Horror at the frontlines in Nigeria

By December 2, 2014
(Photo courtesy Open Doors USA)

(Photo courtesy Open Doors USA)

Nigeria (MNN) — December began with more bloodshed and violence in Nigeria.

Police say suspected Boko Haram militants struck in Maiduguri (the capital of Borno state) and in Damuraturu (the capital of Yobe state). Five people were killed, and at least 32 people were injured in those attacks.

A week ago, twin suicide bombings killed 78 people in Maiduguri, the capital of Borno state. It’s not your imagination that Boko Haram is much more active this year.

Open Doors USA President and CEO David Curry says, “They’ve been active for a long time, but I think the Islamic State has given them an extra game plan to play out, and people are now beginning to see Boko Haram’s actions in that light.”

Due to the spike in terror attacks, Borno, Yobe, and Adamawa states were placed under emergency rule by the government last year. The bigger question is: did it work? Not really. Curry explains, “People need to understand how ineffectual the government of Nigeria has been. To those of us who are observing this closely, it seems as though they’re intentionally dragging their feet in protecting these regions where Christians have been segregated.”

Boko Haram’s ability to overrun towns and carry out destructive bombings seems unchecked. The Nigerian senate has yet to vote on President Goodluck Jonathan’s request for further extension of emergency rule, which came to an end 21 November. In his opinion, Curry says, “I think they’re going to have to do more than impose a state of emergency. They’re going to have to put enough troops on the ground as the civil government to support and protect their citizens.”

At the same time, displaced Christians from Borno, Yobe, Adamawa, Gombe, and other states began staging protests to express their anger over the apparent neglect of the government.

(Photo courtesy Open Doors USA)

(Photo courtesy Open Doors USA)

This instability is adversely affecting the Church. After seeing the large number of casualties among Christians in the persistent attacks, many have opted to leave. This exodus is eroding the Church.

For those who remain, their dilemma is over how vigorously Christians should defend themselves and their families. On one hand, “We’ve got to be the loving hands of Jesus in Nigeria as the body of Christ.” On the other, how far does that go into militancy? It’s a fine line. “I do want to support them in their calls for more protection from the civil government of Nigeria.”

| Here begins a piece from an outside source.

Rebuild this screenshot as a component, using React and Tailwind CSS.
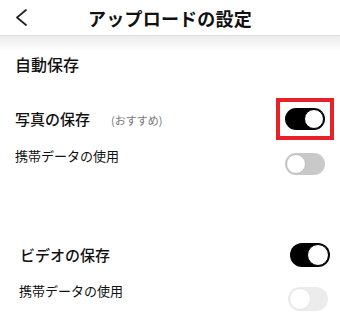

Open Doors has already distributed aid to the beleaguered believers and is planning extra relief items, along with trauma counseling. Pray that God would be at work through His Spirit in these very tragic circumstances. Pray for wisdom and courage for the government to take the necessary action against Boko Haram. Curry adds, “I think we need to be praying every day for persecuted believers in Nigeria so that we don’t get caught up just in our own Western world. We need to lift them up in prayer, and there are ways that you can support the work that we do there.”

Followers of Christ need encouragement and support. As noted in an earlier report from an Open Doors worker from northern Nigeria, The truth is: life in the region is very difficult, and every single day is a miracle.”